Set task:
Scan the records for the word "index". Copy each line that includes it.

Listed records:
::::

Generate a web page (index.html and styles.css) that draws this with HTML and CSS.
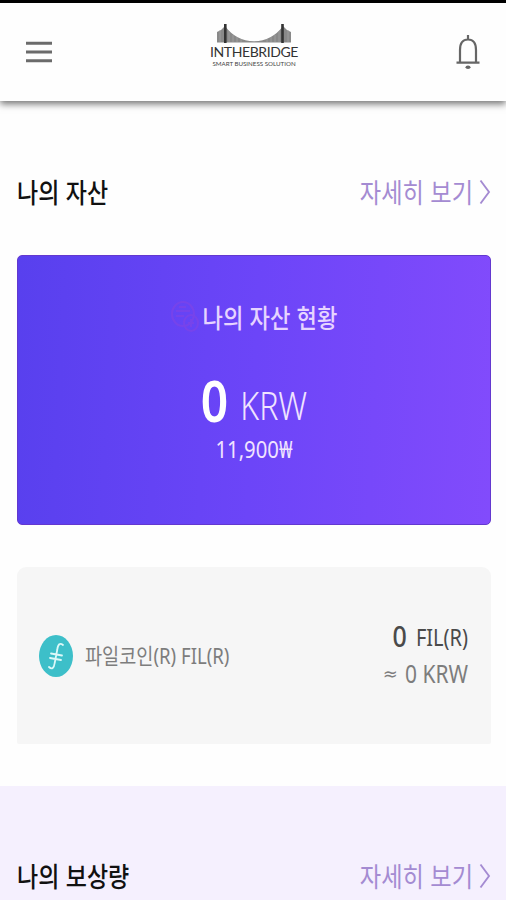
FILE: index.html
```html
<!DOCTYPE html>
<html lang="ko">
<head>
<meta charset="utf-8">
<meta name="viewport" content="width=device-width, initial-scale=1">
<title>INTHEBRIDGE</title>
<link rel="stylesheet" href="styles.css">
</head>
<body>
<header class="topbar">
  <svg class="menu" viewBox="0 0 28 24" fill="none" stroke="#6b6b6b" stroke-width="3"><path d="M1 3.2h26M1 12h26M1 20.8h26"/></svg>
  <div class="logo">
    <svg class="bridge" viewBox="0 0 76 19">
      <path d="M1 8Q6 6 9 2Q20 17 38 17.2Q56 17 67 2Q70 6 75 8V18.5H1Z" fill="#898989"/>
      <path d="M4 6v12M13 7v11M17 11v7M21 13v5M25 15v3M51 15v3M55 13v5M59 11v7M63 7v11M72 6v12" stroke="#a4a4a4" stroke-width=".8"/>
      <path d="M9.3 0v19M66.5 0v19" stroke="#333" stroke-width="2.6"/>
    </svg>
    <div class="brand">INTHEBRIDGE</div>
    <div class="tagline">SMART BUSINESS SOLUTION</div>
  </div>
  <svg class="bell" viewBox="0 0 26 36" fill="none" stroke="#666" stroke-width="2.2"><path d="M5 28V16C5 9 8 5.500 13 5.500S21 9 21 16V28M1.500 28.600h23M13 1v4"/><ellipse cx="13" cy="33.300" rx="2.500" ry="1.700" fill="#666" stroke="none"/></svg>
</header>
<main>
  <section class="assets">
    <div class="heading">
      <h2 class="tall">나의 자산</h2>
      <a class="more"><span class="tall">자세히 보기</span><svg class="chevron" viewBox="0 0 12 26"><path d="M1.500 1.500L10 13L1.500 24.500" fill="none" stroke="currentColor" stroke-width="1.900"/></svg></a>
    </div>
    <div class="balance">
      <div class="caption">
        <svg class="coins" viewBox="0 0 28 32" fill="none" stroke="#8044e6" stroke-width="2"><ellipse cx="12" cy="13" rx="11" ry="12"/><path d="M5 10h14M5 15h8M8 6h7"/><ellipse cx="20" cy="22" rx="7" ry="8"/><path d="M17 22h6M20 18v8"/></svg>
        <span class="tall">나의 자산 현황</span>
      </div>
      <div class="amount"><strong class="tall">0</strong><span class="tall">KRW</span></div>
      <div class="rate"><span class="tall">11,900₩</span></div>
    </div>
    <div class="coin">
      <svg class="filecoin" viewBox="0 0 34 42"><ellipse cx="17" cy="21" rx="17" ry="21" fill="#3dbfc9"/><path d="M24 10C21 7.500 19 9 18.200 15L15.700 28C15 33 13 35 10 32M12 18.500L23 20.500M11 23L22 25" fill="none" stroke="#dcf8f8" stroke-width="1.800" stroke-linecap="round"/></svg>
      <div class="coin-name"><span class="tall">파일코인(R) FIL(R)</span></div>
      <div class="holding">
        <div class="quantity"><b class="tall">0</b><span class="tall">FIL(R)</span></div>
        <div class="value"><span class="approx">≈</span><span class="tall">0 KRW</span></div>
      </div>
    </div>
  </section>
  <section class="rewards">
    <div class="heading">
      <h2 class="tall">나의 보상량</h2>
      <a class="more"><span class="tall">자세히 보기</span><svg class="chevron" viewBox="0 0 12 26"><path d="M1.500 1.500L10 13L1.500 24.500" fill="none" stroke="currentColor" stroke-width="1.900"/></svg></a>
    </div>
  </section>
</main>
</body>
</html>
```
FILE: styles.css
```css
* { box-sizing: border-box; }
html, body { height: 100%; margin: 0; overflow: hidden; }
body { background: #fefefe; font-family: "Noto Sans", "Noto Sans CJK KR", sans-serif; color: #111; }
.tall { display: inline-block; white-space: nowrap; transform: scaleY(1.17); }
svg { display: block; flex: none; }

.topbar { position: relative; z-index: 1; display: flex; align-items: flex-start; justify-content: space-between; height: 101px; padding: 0 25px; border-top: 3px solid #000; background: #fefefe; box-shadow: 0 3px 7px rgba(0,0,0,.55); }
.menu { width: 28px; height: 24px; margin-top: 37px; }
.logo { width: 90px; margin-top: 21px; display: flex; flex-direction: column; align-items: center; }
.bridge { width: 76px; height: 19px; }
.brand { height: 17px; line-height: 17px; font-family: Lato, sans-serif; font-size: 14px; letter-spacing: -.4px; color: #333; }
.tagline { height: 8px; line-height: 8px; font-family: Lato, sans-serif; font-size: 6.200px; color: #444; }
.bell { width: 26px; height: 36px; margin-top: 31px; }

.assets { height: 685px; padding: 64px 15px 0 17px; }
.heading { display: flex; justify-content: space-between; align-items: center; height: 54px; }
h2 { margin: 0; font-family: "Noto Sans CJK KR", sans-serif; font-size: 23px; font-weight: 500; line-height: 50px; padding-bottom: 2px; }
.more { display: flex; align-items: center; gap: 6px; font-family: "Noto Sans CJK KR", sans-serif; font-size: 23.200px; font-weight: 400; line-height: 50px; color: #a48bd2; }
.more .tall { padding-bottom: 2px; }
.chevron { width: 12px; height: 26px; }

.balance { height: 270px; margin-top: 36px; padding-top: 43px; border: 1px solid #6338cf; border-radius: 5px; background: linear-gradient(93deg, #5840ee, #6c45f8 50%, #824bfc); color: #f0e3ff; }
.caption { display: flex; justify-content: center; align-items: center; gap: 4px; height: 36px; font-family: "Noto Sans CJK KR", sans-serif; font-size: 22.200px; font-weight: 500; line-height: 32px; color: #e6d4ff; }
.caption .tall { padding-bottom: 2px; }
.coins { width: 28px; height: 32px; opacity: .65; }
.amount { display: flex; justify-content: center; align-items: baseline; gap: 12px; height: 62px; margin-top: 34px; line-height: 62px; font-size: 32px; font-weight: 300; }
.amount strong { font-size: 48px; font-weight: 600; color: #fff; transform: scaleY(1.22); }
.amount span { transform: scaleY(1.2); }
.rate { height: 30px; margin-top: 3px; line-height: 30px; text-align: center; font-size: 20.300px; }
.rate .tall { transform: scaleY(1.15); }

.coin { display: flex; align-items: center; height: 177px; margin-top: 42px; padding: 0 23px 0 22px; border-radius: 9px 9px 2px 2px; background: #f6f6f6; color: #7d7d7d; }
.filecoin { width: 34px; height: 42px; }
.coin-name { margin-left: 12px; font-size: 18.600px; line-height: 30px; }
.holding { margin-left: auto; padding-bottom: 2px; }
.quantity { display: flex; justify-content: flex-end; align-items: baseline; gap: 9px; height: 39px; line-height: 39px; font-size: 20px; color: #4a4a4a; }
.quantity b { font-size: 25px; font-weight: 500; }
.value { display: flex; justify-content: flex-end; gap: 7px; height: 38px; line-height: 38px; font-size: 21px; }
.value .tall { transform: scaleY(1.17); }
.approx { font-family: "DejaVu Sans", sans-serif; font-size: 18px; }

.rewards { height: 114px; padding: 63px 15px 0 17px; background: #f5f0fe; overflow: hidden; }
.rewards .heading { height: 54px; }
```
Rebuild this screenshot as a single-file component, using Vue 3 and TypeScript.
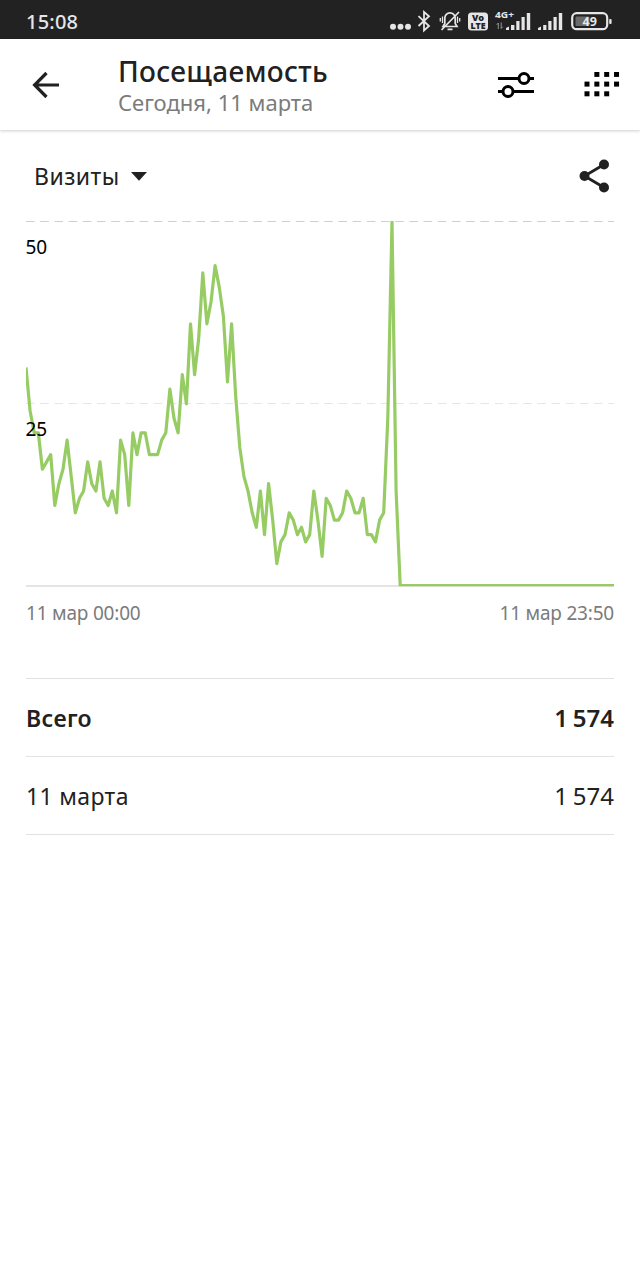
<script setup lang="ts">
interface Row {
  label: string
  value: string
  total?: boolean
}

// Visits per ten minutes, from 00:00 on
const visits: number[] = [
  30, 24, 21, 21, 16, 17, 18, 11, 14, 16, 20, 15, 10, 12, 13, 17, 14, 13, 17, 12,
  11, 13, 10, 20, 18, 11, 21, 18, 21, 21, 18, 18, 18, 20, 21, 27, 23, 21, 29, 25,
  36, 29, 34, 43, 36, 39, 44, 41, 37, 28, 36, 26, 19, 15, 13, 10, 8, 13, 7, 14,
  9, 3, 6, 7, 10, 9, 7, 8, 6, 7, 13, 9, 4, 12, 11, 9, 9, 10, 13, 12,
  10, 10, 12, 7, 7, 6, 9, 10, 23, 50, 13, 0,
]
const slots = 144
const width = 588
const baseline = 364.5
const unit = 7.27

const points = Array.from({ length: slots }, (_, i) => {
  const x = (i * width) / (slots - 1)
  const y = baseline - (visits[i] ?? 0) * unit
  return `${x.toFixed(1)},${y.toFixed(1)}`
}).join(' ')

const rows: Row[] = [
  { label: 'Всего', value: '1 574', total: true },
  { label: '11 марта', value: '1 574' },
]

const dots: [number, number][] = [
  [10, 0], [20, 0], [30, 0],
  [0, 10], [10, 10], [20, 10], [30, 10],
  [0, 20], [10, 20], [20, 20],
]
</script>

<template>
  <div class="screen">
    <div class="status">
      <span class="clock">15:08</span>
      <svg class="status-icons" width="230" height="39" viewBox="0 0 230 39">
        <g fill="#e6e6e6">
          <circle cx="3" cy="26.800" r="3" />
          <circle cx="10.500" cy="26.800" r="3" />
          <circle cx="18" cy="26.800" r="3" />
        </g>
        <path d="M28.500 16.200 39 26l-5 4.500V12l5 4.200L28.500 26" fill="none" stroke="#e6e6e6" stroke-width="1.800" />
        <g fill="none" stroke="#e6e6e6" stroke-width="1.700">
          <path d="M53 26.500h14l-1.800-3v-5.500a5.200 5.200 0 0 0-10.400 0v5.500zM57.500 29.300h5M69 12 51.500 30" />
          <path d="M52.500 16.500v6.500M50.300 18v3.500M67.500 16.500v6.500M69.700 18v3.500" stroke-width="1.300" />
        </g>
        <rect x="78" y="12.500" width="20" height="18" rx="3.500" fill="#e6e6e6" />
        <text x="88" y="20.600" class="badge" textLength="12" lengthAdjust="spacingAndGlyphs">Vo</text>
        <text x="88" y="28.800" class="badge" textLength="15" lengthAdjust="spacingAndGlyphs">LTE</text>
        <text x="105" y="18" class="net" textLength="19" lengthAdjust="spacingAndGlyphs">4G+</text>
        <path d="M108.300 29v-6l-1.500 1.800M111.200 22.500v6l1.500-1.800" fill="none" stroke="#a0a0a0" stroke-width=".9" />
        <g fill="#e6e6e6">
          <path d="M116 30v-2l3-1.500V30zM121 30v-5h3.400v5zM126.300 30v-9h3.200v9zM131.500 30V17h3.200v13zM136.800 30V13h3.400v17z" />
          <path d="M148 30v-2l3-1.500V30zM153.200 30v-5h3.200v5zM158.300 30v-9h3.200v9zM163.500 30V17h3.200v13zM168.800 30V13h3.400v17z" />
        </g>
        <rect x="182.200" y="13.200" width="35" height="16" rx="4.500" fill="none" stroke="#e6e6e6" stroke-width="2.200" />
        <rect x="185.500" y="16.500" width="14" height="9.500" rx="1" fill="#6a6a6a" />
        <rect x="219.200" y="19" width="2.400" height="5" rx="1" fill="#e6e6e6" />
        <text x="199.700" y="25.600" class="charge">49</text>
      </svg>
    </div>

    <header class="bar">
      <svg class="back" width="28" height="28" viewBox="0 0 28 28" fill="none" stroke="#212121" stroke-width="3.200">
        <path d="M27 14H3M14.500 2 2.600 14l11.900 12" />
      </svg>
      <div class="heading">
        <h1>Посещаемость</h1>
        <p>Сегодня, 11 марта</p>
      </div>
      <svg class="sliders" width="36" height="28" viewBox="0 0 36 28" stroke="#000" stroke-width="3">
        <path d="M0 7.500h36M0 20.500h36" />
        <circle cx="26" cy="7.500" r="5" fill="#fff" />
        <circle cx="10" cy="20.500" r="5" fill="#fff" />
      </svg>
      <svg class="dots" width="36" height="26" viewBox="0 0 36 26">
        <rect v-for="([x, y], i) in dots" :key="i" :x="x * 0.985 + 0.5" :y="y * 0.970 - 0.1" width="5" height="5" />
      </svg>
    </header>

    <main>
      <div class="tools">
        <span class="metric">Визиты</span>
        <svg class="caret" width="16" height="9" viewBox="0 0 16 9"><path d="M0 0h16L8 8.800z" fill="#212121" /></svg>
        <svg class="share" width="32" height="34" viewBox="0 0 32 34" fill="#212121">
          <path d="M25 5.500 5.500 17 25 28.500" fill="none" stroke="#212121" stroke-width="2.800" />
          <circle cx="25" cy="5.500" r="5" />
          <circle cx="5.500" cy="17" r="5" />
          <circle cx="25" cy="28.500" r="5" />
        </svg>
      </div>

      <div class="chart">
        <svg width="588" height="366" viewBox="0 0 588 366">
          <path d="M0 .500H588" stroke="#cfcfcf" stroke-dasharray="8.600 5.600" />
          <path d="M0 182.500H588" stroke="#e6e6e6" stroke-dasharray="8.600 5.600" />
          <path d="M0 365H588" stroke="#e4e4e4" stroke-width="2" />
          <svg width="588" height="365.300">
            <polyline :points="points" fill="none" stroke="#97cc64" stroke-width="3.200" stroke-linejoin="round" />
          </svg>
        </svg>
        <span class="tick top">50</span>
        <span class="tick mid">25</span>
      </div>
      <div class="range">
        <span>11 мар 00:00</span>
        <span>11 мар 23:50</span>
      </div>

      <div class="table">
        <div v-for="row in rows" :key="row.label" class="row" :class="{ total: row.total }">
          <span class="label">{{ row.label }}</span>
          <span class="value">{{ row.value }}</span>
        </div>
      </div>
    </main>
  </div>
</template>

<style>
body {
  margin: 0;
  background: #fff;
}
</style>

<style scoped>
.screen {
  width: 640px;
  height: 1280px;
  overflow: hidden;
  background: #fff;
  color: #212121;
  font-family: "Noto Sans", "Open Sans", sans-serif;
}
.status {
  height: 39px;
  display: flex;
  justify-content: space-between;
  background: #222;
  color: #e6e6e6;
}
.clock {
  margin-left: 26px;
  font-size: 20px;
  line-height: 43px;
  font-weight: 500;
  letter-spacing: 0.2px;
}
.status-icons {
  margin-right: 20px;
}
.badge {
  font: 900 9px "Noto Sans", sans-serif;
  fill: #222;
  text-anchor: middle;
}
.net {
  font: 700 9px "Noto Sans", sans-serif;
  fill: #e6e6e6;
}
.charge {
  font: 700 12.5px "Noto Sans", sans-serif;
  fill: #e6e6e6;
  text-anchor: middle;
}
.bar {
  height: 91px;
  display: flex;
  align-items: center;
  box-shadow: 0 1px 3px rgba(0, 0, 0, 0.2);
}
.back {
  margin-left: 32px;
}
.heading {
  margin-left: 58px;
  padding-top: 2px;
  flex: 1;
}
h1,
p {
  margin: 0;
  white-space: nowrap;
}
h1 {
  font-size: 28px;
  line-height: 34px;
  font-weight: 500;
  letter-spacing: 0.3px;
}
p {
  font-size: 22px;
  line-height: 29px;
  color: #7b7b7b;
}
.sliders {
  margin-right: 50px;
}
.dots {
  margin-right: 20px;
}
main {
  padding: 0 26px;
}
.tools {
  height: 91px;
  display: flex;
  align-items: center;
  padding: 0 3px 0 8px;
}
.metric {
  font-size: 23px;
  letter-spacing: 0.45px;
}
.caret {
  margin: 2px 0 0 11px;
}
.share {
  margin-left: auto;
}
.chart {
  position: relative;
  height: 366px;
}
.chart svg {
  display: block;
}
.tick {
  position: absolute;
  left: -0.5px;
  font-size: 19px;
  line-height: 24px;
  color: #000;
}
.top {
  top: 14px;
}
.mid {
  top: 196px;
}
.range {
  height: 91px;
  display: flex;
  justify-content: space-between;
  font-size: 19px;
  line-height: 52px;
  letter-spacing: -0.2px;
  color: #7b7b7b;
}
.table {
  border-top: 1px solid #e2e2e2;
}
.row {
  height: 77px;
  display: flex;
  justify-content: space-between;
  align-items: center;
  border-bottom: 1px solid #e2e2e2;
  font-size: 23px;
}
.label {
  letter-spacing: 0.35px;
}
.value {
  font-size: 24px;
  word-spacing: -1.5px;
}
.total {
  font-weight: 600;
}
</style>
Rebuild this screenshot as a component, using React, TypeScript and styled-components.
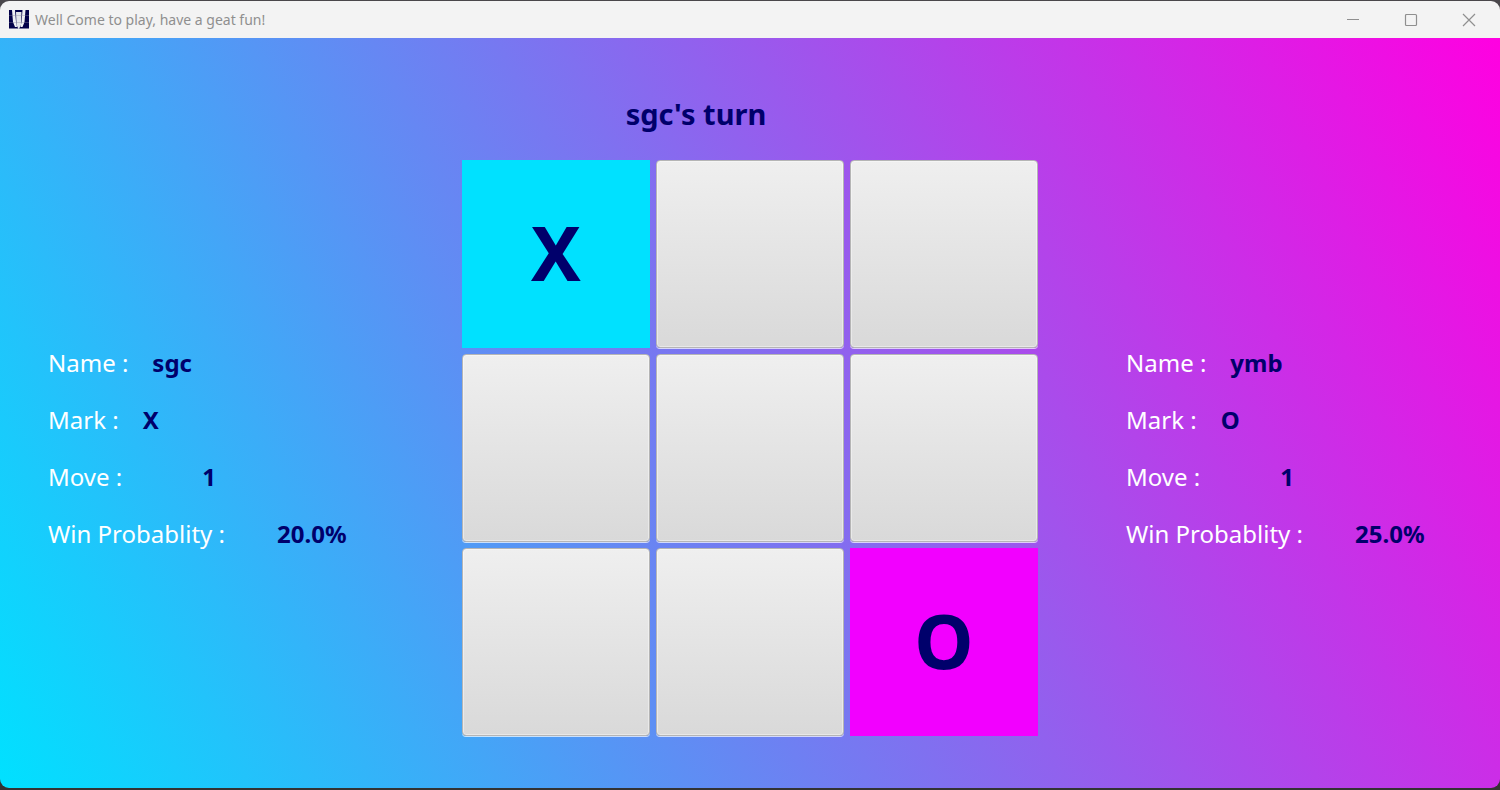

::::

Completed exercise:
Generate a web page (index.html and styles.css) that draws this with HTML and CSS.
FILE: index.html
.topbar { position: relative; z-index: 1; display: flex; align-items: flex-start; justify-content: space-between; height: 101px; padding: 0 25px; border-top: 3px solid #000; background: #fefefe; box-shadow: 0 3px 7px rgba(0,0,0,.55); }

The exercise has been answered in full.